Q: Vous sentez-vous proches des mouvements d’anti-globalisation et d’anti-guerre ?

Je suis contre la guerre. Lorsqu’on voit des civils, des enfants se faire tuer c’est tout simplement intolérable, inacceptable mais malheureusement il y a certaines personnes qui ne raisonnent pas comme moi ou ne partagent pas ma vision du monde et pensent que trouver des solutions par la force est la seule possibilité pour faire régner la paix. De n’importe quel camp, de n’importe quelle nation, que tu sois dans ton tort ou pas, celui qui prend une arme, envoie une bombe, viole une femme, abuse d’un enfant me révolte. Alors comment traiter avec eux ? Je ne pense pas que les mettre en prison soit une solution tout comme les exécuter. C’est un problème qui devrait tous nous concerner et toucher. Les mouvements anti-guerre liés au conflit du Golfe n°2 me suggère un devoir politique. La position de l’état australien a poussé beaucoup de gens à sortir dans la rue manifester, à avoir une conscience politique comme il a pu se passer la même chose en France ou en Allemagne.

Tuer pour des questions économiques est horrible, la solution militaire devrait être la dernière chose à prendre en considération comme la dit la Russie, la France ou l’Allemagne. Malheureusement, tous les dix ans une guerre éclate et on récolte les erreurs faites dans les colonies par les pays européens comme l’Angleterre, la France, l’Allemagne, la Belgique, l’Italie, l’Espagne.

Q: L’artiste a t-il une responsabilité dans les questions politiques ?

Il y a des artistes qui sont impliqués politiquement. Pour ma part, je n’aime pas trop mettre dans mon travail des questions politiques car je pense que les chansons perdent alors de leur pouvoir une fois que le sujet n’est plus du jour. Je vais plutôt écrire des chansons relatives au temps qui passe. Je ne suis pas doué pour écrire des chansons politiques, je les laisse à ceux qui le font très bien.
Je pense qu’un artiste a la responsabilité de proposer une oeuvre de qualité peut importe l’inspiration. Une chanson parle d’elle-même et cache certains sujets sans pour autant qu’ils soient clairement affichés. C’est l’aura qu’elles dégagent qui est important.

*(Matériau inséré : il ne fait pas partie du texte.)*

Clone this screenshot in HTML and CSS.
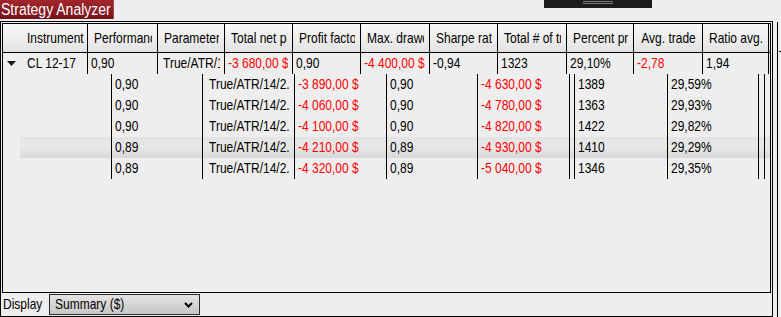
FILE: index.html
```html
<!DOCTYPE html>
<html>
<head>
<meta charset="utf-8">
<link rel="stylesheet" href="styles.css">
</head>
<body>
<div class="topbar">
  <div class="tab"><div class="tt">Strategy Analyzer</div></div>
  <div class="grip"><span></span><span></span></div>
</div>
<div class="main">
  <div class="panel">
    <div class="pane">
      <div class="head">
        <div class="c first"><div class="t">Instrument</div></div>
        <div class="c"><div class="t">Performance</div></div>
        <div class="c"><div class="t">Parameters</div></div>
        <div class="c"><div class="t">Total net profit</div></div>
        <div class="c"><div class="t">Profit factor</div></div>
        <div class="c"><div class="t">Max. drawdown</div></div>
        <div class="c"><div class="t">Sharpe ratio</div></div>
        <div class="c"><div class="t">Total # of trades</div></div>
        <div class="c"><div class="t">Percent profitable</div></div>
        <div class="c"><div class="t">Avg. trade</div></div>
        <div class="c"><div class="t">Ratio avg. win / avg. loss</div></div>
      </div>
      <div class="row1">
        <div class="c first"><svg class="tri" width="9" height="5" viewBox="0 0 9 5"><polygon points="0,0 9,0 4.5,5" fill="#1a1a1a"/></svg><div class="t">CL 12-17</div></div>
        <div class="c"><div class="t">0,90</div></div>
        <div class="c param"><div class="t">True/ATR/14/2.5/1</div></div>
        <div class="c"><div class="t neg">-3 680,00 $</div></div>
        <div class="c"><div class="t">0,90</div></div>
        <div class="c"><div class="t neg">-4 400,00 $</div></div>
        <div class="c"><div class="t">-0,94</div></div>
        <div class="c"><div class="t">1323</div></div>
        <div class="c"><div class="t">29,10%</div></div>
        <div class="c"><div class="t neg">-2,78</div></div>
        <div class="c"><div class="t">1,94</div></div>
      </div>
      <div class="kids">
        <div class="kid">
          <div class="c"></div>
          <div class="c"><div class="t">0,90</div></div>
          <div class="c param"><div class="t">True/ATR/14/2.</div></div>
          <div class="c"><div class="t neg">-3 890,00 $</div></div>
          <div class="c"><div class="t">0,90</div></div>
          <div class="c"><div class="t neg">-4 630,00 $</div></div>
          <div class="c"></div>
          <div class="c"><div class="t">1389</div></div>
          <div class="c"><div class="t">29,59%</div></div>
          <div class="c"></div>
          <div class="c end"></div>
        </div>
        <div class="kid">
          <div class="c"></div>
          <div class="c"><div class="t">0,90</div></div>
          <div class="c param"><div class="t">True/ATR/14/2.</div></div>
          <div class="c"><div class="t neg">-4 060,00 $</div></div>
          <div class="c"><div class="t">0,90</div></div>
          <div class="c"><div class="t neg">-4 780,00 $</div></div>
          <div class="c"></div>
          <div class="c"><div class="t">1363</div></div>
          <div class="c"><div class="t">29,93%</div></div>
          <div class="c"></div>
          <div class="c end"></div>
        </div>
        <div class="kid">
          <div class="c"></div>
          <div class="c"><div class="t">0,90</div></div>
          <div class="c param"><div class="t">True/ATR/14/2.</div></div>
          <div class="c"><div class="t neg">-4 100,00 $</div></div>
          <div class="c"><div class="t">0,90</div></div>
          <div class="c"><div class="t neg">-4 820,00 $</div></div>
          <div class="c"></div>
          <div class="c"><div class="t">1422</div></div>
          <div class="c"><div class="t">29,82%</div></div>
          <div class="c"></div>
          <div class="c end"></div>
        </div>
        <div class="kid sel">
          <div class="c"></div>
          <div class="c"><div class="t">0,89</div></div>
          <div class="c param"><div class="t">True/ATR/14/2.</div></div>
          <div class="c"><div class="t neg">-4 210,00 $</div></div>
          <div class="c"><div class="t">0,89</div></div>
          <div class="c"><div class="t neg">-4 930,00 $</div></div>
          <div class="c"></div>
          <div class="c"><div class="t">1410</div></div>
          <div class="c"><div class="t">29,29%</div></div>
          <div class="c"></div>
          <div class="c end"></div>
        </div>
        <div class="kid">
          <div class="c"></div>
          <div class="c"><div class="t">0,89</div></div>
          <div class="c param"><div class="t">True/ATR/14/2.</div></div>
          <div class="c"><div class="t neg">-4 320,00 $</div></div>
          <div class="c"><div class="t">0,89</div></div>
          <div class="c"><div class="t neg">-5 040,00 $</div></div>
          <div class="c"></div>
          <div class="c"><div class="t">1346</div></div>
          <div class="c"><div class="t">29,35%</div></div>
          <div class="c"></div>
          <div class="c end"></div>
        </div>
      </div>
    </div>
    <div class="footer">
      <div class="label"><div class="t">Display</div></div>
      <div class="select">
        <div class="t">Summary ($)</div>
        <svg class="chev" width="9" height="6" viewBox="0 0 9 6"><polyline points="1,1 4.5,4.5 8,1" fill="none" stroke="#000" stroke-width="2"/></svg>
      </div>
    </div>
  </div>
  <div class="side"><div class="side-head"></div></div>
</div>
</body>
</html>
```

FILE: styles.css
```css
* { box-sizing: border-box; }

body {
  margin: 0;
  width: 781px;
  height: 317px;
  overflow: hidden;
  background: #eeeeee;
  font-family: "Liberation Sans", Arial, sans-serif;
  font-size: 12px;
  color: #000;
}

.t {
  overflow: hidden;
  white-space: nowrap;
  transform: scaleY(1.2);
}

.topbar {
  height: 21px;
  display: flex;
  align-items: flex-start;
}

.tab {
  width: 114px;
  height: 19px;
  padding-left: 1px;
  background: linear-gradient(#a3262c, #74121a);
  border-right: 1px solid #a4484d;
  color: #fff;
  font-size: 14px;
  line-height: 19px;
  white-space: nowrap;
  overflow: hidden;
}

.tt {
  transform: scaleY(1.22);
}

.grip {
  margin-left: 430px;
  width: 108px;
  height: 8px;
  background: #1c1c1c;
  display: flex;
  flex-direction: column;
  align-items: center;
  padding-top: 1px;
  gap: 1px;
}

.grip span {
  width: 30px;
  height: 1px;
  background: #7a7a7a;
}

.main {
  display: flex;
  height: 296px;
}

.panel {
  width: 773px;
  height: 296px;
  border: 1px solid #000;
  padding: 1px;
  display: flex;
  flex-direction: column;
}

.pane {
  height: 270px;
  border: 1px solid #000;
  overflow: hidden;
}

.head {
  display: grid;
  grid-template-columns: 85px 70px 67px 68px 68px 69px 68px 69px 67px 69px 66px;
  height: 29px;
  border-bottom: 1px solid #000;
  background: linear-gradient(#f8f8f8, #ececec 60%, #e2e2e2);
}

.head .c {
  border-right: 1px solid #000;
  padding: 0 5px 0 6px;
  line-height: 28px;
}

.head .c.first {
  padding: 0 3px 0 24px;
}

.head .t {
  text-align: center;
}

.head .first .t {
  text-align: left;
}

.row1 {
  display: grid;
  grid-template-columns: 85px 70px 67px 68px 68px 69px 68px 69px 67px 69px 66px;
  height: 21px;
  line-height: 21px;
}

.row1 .c {
  border-right: 1px solid #000;
  padding: 0 4px 0 3px;
}

.row1 .c.param {
  padding-left: 5px;
}

.row1 .c.first {
  display: flex;
  align-items: center;
  padding-left: 4px;
}

.tri {
  flex: none;
  margin-right: 11px;
}

.neg {
  color: #ff0000;
}

.kids {
  padding-left: 17px;
}

.kid {
  display: grid;
  grid-template-columns: 92px 91px 92px 92px 91px 92px 5px 93px 91px 6px 1fr;
  height: 21px;
  line-height: 21px;
}

.kid .c {
  border-right: 1px solid #000;
  padding-left: 3px;
  overflow: hidden;
}

.kid .c.param {
  padding-left: 6px;
}

.kid .c.end {
  border-right: none;
}

.kid.sel {
  background: linear-gradient(#e3e3e3, #e8e8e8 45%, #d8d8d8);
}

.footer {
  height: 22px;
  display: flex;
  align-items: flex-start;
}

.label {
  width: 47px;
  line-height: 22px;
  padding-left: 1px;
}

.select {
  margin-top: 1px;
  width: 151px;
  height: 21px;
  border: 1px solid #2a2a2a;
  background: linear-gradient(#e4e4e4, #c6c6c6);
  display: flex;
  align-items: center;
  justify-content: space-between;
  padding: 0 6px 0 5px;
  line-height: 19px;
}

.chev {
  display: block;
}

.side {
  flex: 1;
  margin-left: 4px;
  margin-top: 1px;
  border-left: 1px solid #000;
}

.side-head {
  height: 30px;
  margin-left: 1px;
  border-bottom: 1px solid #000;
}
```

Q: L’amitié affecte t-elle tes compositions ?

Si tu es ami dans la vie alors tu joues la musique dont tu as envie et les liens d’amitié ne se desserrent pas. Je connais des musiciens qui jouent ensemble et qui ne sont pas particulièrement amis et par moment se déchirent. Je n’ai pas à faire des sacrifices sur mes chansons. Malheureusement dans les Go-Betweens chaque membre se sent vraiment impliqué dans le groupe (rires).
C’était ça les années quatre vingt, Fleetwood Mac !

Q: Es-tu fier des chansons des Go-Betweens, n’as-tu pas des regrets ?

En fait, il doit bien avoir une vingtaine ou trentaine de chansons dont je suis fier. Je n’ai pas de regrets. C’est plutôt des manques d’opportunités comme vivre en Angleterre, ou prendre des leçons de chant, ou avoir commencé à fumer. Dire qu’avant de monter le groupe je ne fumais pas. C’est mon plus gros regret.
On avait commencé à faire un film qui semblait amusant selon l’avis de ceux qu’il l’avait vu mais Robert ne l’a pas fini car en rejouant ensemble la musique nous prend beaucoup d’énergie et nous n’avons plus le temps de faire autre chose. Mais j’aimerais en faire un.

Q: Si tu n’étais pas devenu musicien, tu aurais fait quoi ?

Je serais devenu styliste ou chorégraphe pour les ballets de l’opéra de Paris. J’adore Paris.

Q: As-tu un disque, un livre et un film à nous recommander ?

Je recommanderais des artistes australiens. Tout d’abord les Sleepy Jackson qui ont sorti un ep huit titres formidables (Ndlr sorti en février 2003 chez Virgin). Un livre australien, « Snake » de Kate Jennings qui parle d’un voyage à travers le pays et des rapports entre mari et femme, vraiment poétique, chaque mot est un régal, « le mot parfait » [en français s’il vous plait!].
Pour ce qui est d’un film, je dirais « Malcom » de Nadia Tass , il est sorti il y a déjà quelques temps. C’est l’histoire d’un type qui perds son boulot de conducteur de tramway à Melbourne et afin de payer son loyer va cohabiter avec des pensionnaires, un couple qui s’avérera être des criminels (Ndlr : film sorti en juillet 1986).